O PS está sozinho na Europa?
O que nós verificamos é que Holande, que era o grande aliado, hoje já ninguém fala dele. Querem esconder o Holande. O ministro das Finanças holandês é socialista e presidente do Eurogrupo, a ministra das Finanças holandesa é líder dos socialistas finlandeses, o chanceler austríaco é socialista e o vice-chanceler alemão, que é socialista, estão todos contra a mutualização da dívida. O PS está totalmente isolado.
Não aceita ver nestas eleições uma primeira volta das legislativas?
Não. Estas eleições terão sempre uma leitura política, delas não se retiram é consequências directas.

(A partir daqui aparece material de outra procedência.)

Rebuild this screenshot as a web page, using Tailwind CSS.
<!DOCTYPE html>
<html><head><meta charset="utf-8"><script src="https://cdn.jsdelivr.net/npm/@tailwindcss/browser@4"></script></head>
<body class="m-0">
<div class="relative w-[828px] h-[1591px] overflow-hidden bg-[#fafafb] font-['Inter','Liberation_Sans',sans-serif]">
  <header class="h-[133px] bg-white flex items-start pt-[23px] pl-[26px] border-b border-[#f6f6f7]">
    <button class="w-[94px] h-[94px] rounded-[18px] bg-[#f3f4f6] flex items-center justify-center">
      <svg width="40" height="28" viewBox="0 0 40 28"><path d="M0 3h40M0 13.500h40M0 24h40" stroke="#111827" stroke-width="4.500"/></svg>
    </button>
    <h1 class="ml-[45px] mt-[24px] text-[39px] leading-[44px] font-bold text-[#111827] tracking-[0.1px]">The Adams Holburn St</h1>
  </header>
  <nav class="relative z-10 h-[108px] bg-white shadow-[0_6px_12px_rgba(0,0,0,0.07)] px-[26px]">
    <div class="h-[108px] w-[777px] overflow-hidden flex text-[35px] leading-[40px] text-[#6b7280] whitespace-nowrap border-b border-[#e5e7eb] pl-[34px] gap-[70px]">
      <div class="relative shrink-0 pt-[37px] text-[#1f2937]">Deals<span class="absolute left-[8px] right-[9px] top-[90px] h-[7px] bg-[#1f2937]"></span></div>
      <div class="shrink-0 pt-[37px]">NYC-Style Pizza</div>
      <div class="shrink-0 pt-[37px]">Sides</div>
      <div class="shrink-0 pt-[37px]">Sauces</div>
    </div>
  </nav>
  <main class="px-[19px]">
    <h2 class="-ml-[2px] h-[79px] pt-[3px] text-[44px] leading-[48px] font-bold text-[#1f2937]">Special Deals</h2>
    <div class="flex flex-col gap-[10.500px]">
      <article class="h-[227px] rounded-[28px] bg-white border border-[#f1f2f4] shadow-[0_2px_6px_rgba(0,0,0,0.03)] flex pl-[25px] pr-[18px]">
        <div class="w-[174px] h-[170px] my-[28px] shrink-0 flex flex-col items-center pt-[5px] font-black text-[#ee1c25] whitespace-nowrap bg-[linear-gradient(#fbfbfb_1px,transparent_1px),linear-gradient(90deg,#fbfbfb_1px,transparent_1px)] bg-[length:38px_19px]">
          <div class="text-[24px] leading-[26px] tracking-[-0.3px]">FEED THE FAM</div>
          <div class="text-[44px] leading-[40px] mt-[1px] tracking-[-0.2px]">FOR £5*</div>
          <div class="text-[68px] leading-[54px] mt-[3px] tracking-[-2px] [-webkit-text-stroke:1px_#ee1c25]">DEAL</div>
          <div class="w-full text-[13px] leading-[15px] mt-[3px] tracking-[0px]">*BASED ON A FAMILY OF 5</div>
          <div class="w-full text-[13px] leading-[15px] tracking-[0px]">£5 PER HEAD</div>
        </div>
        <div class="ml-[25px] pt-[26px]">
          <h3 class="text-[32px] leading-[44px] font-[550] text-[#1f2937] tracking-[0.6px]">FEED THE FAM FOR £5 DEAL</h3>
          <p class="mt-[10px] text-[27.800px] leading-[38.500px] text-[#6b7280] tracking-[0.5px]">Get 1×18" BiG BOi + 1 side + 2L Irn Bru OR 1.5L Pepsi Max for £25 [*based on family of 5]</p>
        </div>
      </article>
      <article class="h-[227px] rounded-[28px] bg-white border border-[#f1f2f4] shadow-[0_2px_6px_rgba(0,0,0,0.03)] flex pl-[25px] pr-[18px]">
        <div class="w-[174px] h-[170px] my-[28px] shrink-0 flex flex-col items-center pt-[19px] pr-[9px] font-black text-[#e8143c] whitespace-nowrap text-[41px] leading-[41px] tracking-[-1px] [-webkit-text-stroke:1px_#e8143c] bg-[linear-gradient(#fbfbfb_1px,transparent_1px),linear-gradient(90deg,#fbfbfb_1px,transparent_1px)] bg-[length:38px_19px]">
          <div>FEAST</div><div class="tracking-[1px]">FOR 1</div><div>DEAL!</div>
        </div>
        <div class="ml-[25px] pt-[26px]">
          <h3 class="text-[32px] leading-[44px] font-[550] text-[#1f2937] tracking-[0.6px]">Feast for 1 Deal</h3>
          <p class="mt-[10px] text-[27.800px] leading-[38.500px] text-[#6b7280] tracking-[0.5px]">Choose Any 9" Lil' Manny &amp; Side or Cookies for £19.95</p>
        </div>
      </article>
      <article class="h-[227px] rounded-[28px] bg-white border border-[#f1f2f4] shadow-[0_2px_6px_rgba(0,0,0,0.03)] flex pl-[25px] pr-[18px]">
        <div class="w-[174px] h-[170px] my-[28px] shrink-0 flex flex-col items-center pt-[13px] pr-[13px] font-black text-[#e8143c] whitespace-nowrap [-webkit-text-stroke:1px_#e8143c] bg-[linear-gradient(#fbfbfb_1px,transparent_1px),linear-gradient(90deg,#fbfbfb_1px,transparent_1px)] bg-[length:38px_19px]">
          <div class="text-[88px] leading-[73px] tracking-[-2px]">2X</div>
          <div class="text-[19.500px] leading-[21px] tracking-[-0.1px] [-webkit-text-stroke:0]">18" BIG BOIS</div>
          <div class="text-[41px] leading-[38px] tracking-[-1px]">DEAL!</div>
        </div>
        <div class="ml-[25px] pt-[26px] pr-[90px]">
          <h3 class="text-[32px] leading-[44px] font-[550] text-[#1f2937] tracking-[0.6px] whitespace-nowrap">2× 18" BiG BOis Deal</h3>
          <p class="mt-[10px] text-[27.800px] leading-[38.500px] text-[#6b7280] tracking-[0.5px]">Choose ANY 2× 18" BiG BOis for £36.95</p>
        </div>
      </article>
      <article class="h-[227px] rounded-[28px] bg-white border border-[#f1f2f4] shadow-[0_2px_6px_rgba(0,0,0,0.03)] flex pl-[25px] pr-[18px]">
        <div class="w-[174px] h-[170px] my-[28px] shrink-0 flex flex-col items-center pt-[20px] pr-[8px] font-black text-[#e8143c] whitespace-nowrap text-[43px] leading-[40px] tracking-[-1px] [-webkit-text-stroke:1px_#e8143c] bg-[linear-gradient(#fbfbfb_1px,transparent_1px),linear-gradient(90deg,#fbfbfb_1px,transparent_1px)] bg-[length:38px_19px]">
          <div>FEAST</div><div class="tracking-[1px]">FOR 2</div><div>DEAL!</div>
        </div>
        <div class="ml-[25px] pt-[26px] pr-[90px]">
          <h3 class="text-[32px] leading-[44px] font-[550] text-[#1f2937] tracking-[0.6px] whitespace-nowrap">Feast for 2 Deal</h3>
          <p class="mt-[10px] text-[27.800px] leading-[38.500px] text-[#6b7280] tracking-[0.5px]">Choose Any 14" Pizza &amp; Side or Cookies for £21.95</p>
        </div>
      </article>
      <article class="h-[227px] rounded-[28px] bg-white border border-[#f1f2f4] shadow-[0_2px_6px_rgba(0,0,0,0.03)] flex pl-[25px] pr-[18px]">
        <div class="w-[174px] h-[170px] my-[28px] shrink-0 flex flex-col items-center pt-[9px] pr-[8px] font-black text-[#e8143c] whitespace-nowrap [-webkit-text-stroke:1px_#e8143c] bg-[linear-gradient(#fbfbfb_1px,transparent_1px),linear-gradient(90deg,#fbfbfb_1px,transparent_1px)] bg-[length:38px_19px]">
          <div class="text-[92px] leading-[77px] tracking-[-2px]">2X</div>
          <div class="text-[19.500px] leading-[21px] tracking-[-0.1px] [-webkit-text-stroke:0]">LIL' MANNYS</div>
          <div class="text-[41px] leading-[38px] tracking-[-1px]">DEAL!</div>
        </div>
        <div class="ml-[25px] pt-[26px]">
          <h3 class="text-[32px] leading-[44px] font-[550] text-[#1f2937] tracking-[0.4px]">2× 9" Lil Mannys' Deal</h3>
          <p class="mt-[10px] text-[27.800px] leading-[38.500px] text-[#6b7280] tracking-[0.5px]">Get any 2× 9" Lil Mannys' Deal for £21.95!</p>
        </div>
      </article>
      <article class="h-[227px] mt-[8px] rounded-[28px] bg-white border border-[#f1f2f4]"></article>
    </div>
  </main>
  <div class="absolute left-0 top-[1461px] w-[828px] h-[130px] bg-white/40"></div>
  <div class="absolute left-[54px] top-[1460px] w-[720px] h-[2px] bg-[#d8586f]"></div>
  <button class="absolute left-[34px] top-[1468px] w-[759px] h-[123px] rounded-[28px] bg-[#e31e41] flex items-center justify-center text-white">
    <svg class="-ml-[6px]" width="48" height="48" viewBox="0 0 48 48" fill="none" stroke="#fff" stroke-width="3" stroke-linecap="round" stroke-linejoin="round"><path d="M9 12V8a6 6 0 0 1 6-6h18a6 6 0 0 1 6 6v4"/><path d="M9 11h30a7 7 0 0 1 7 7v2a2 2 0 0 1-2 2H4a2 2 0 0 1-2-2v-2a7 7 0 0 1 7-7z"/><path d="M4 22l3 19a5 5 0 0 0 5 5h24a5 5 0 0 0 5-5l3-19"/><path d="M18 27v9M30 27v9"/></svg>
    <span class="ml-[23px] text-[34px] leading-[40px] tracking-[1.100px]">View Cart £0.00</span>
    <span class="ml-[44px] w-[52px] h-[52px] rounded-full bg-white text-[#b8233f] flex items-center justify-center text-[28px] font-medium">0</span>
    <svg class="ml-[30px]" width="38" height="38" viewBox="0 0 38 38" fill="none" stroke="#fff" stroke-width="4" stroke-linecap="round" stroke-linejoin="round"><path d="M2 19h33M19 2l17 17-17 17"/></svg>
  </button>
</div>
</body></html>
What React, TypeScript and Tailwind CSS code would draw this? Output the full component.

Está a falar da antecipação das legislativas?
Dizer que o Governo perdeu ou que o Governo ganhou não é o que está em discussão.
O Governo não perderá nem ganhará consoante o resultado?
Não. Não há uma leitura directa. Depois, há uma análise política, que cada partido fará e retirará as suas consequências e definirá a sua estratégia em função disso. Se houver consequências desse tipo, mais depressa elas serão no PS do que na maioria.
Porquê?
Porque o PS é que está a encarar isto como um teste à sua liderança.
Depois das eleições, faz sentido uma remodelação?
Penso que não. As remodelações são uma competência exclusiva do primeiro-ministro, nunca ninguém me ouviu falar sobre isso. Não há nenhuma ligação directa entre as eleições europeias e a governabilidade.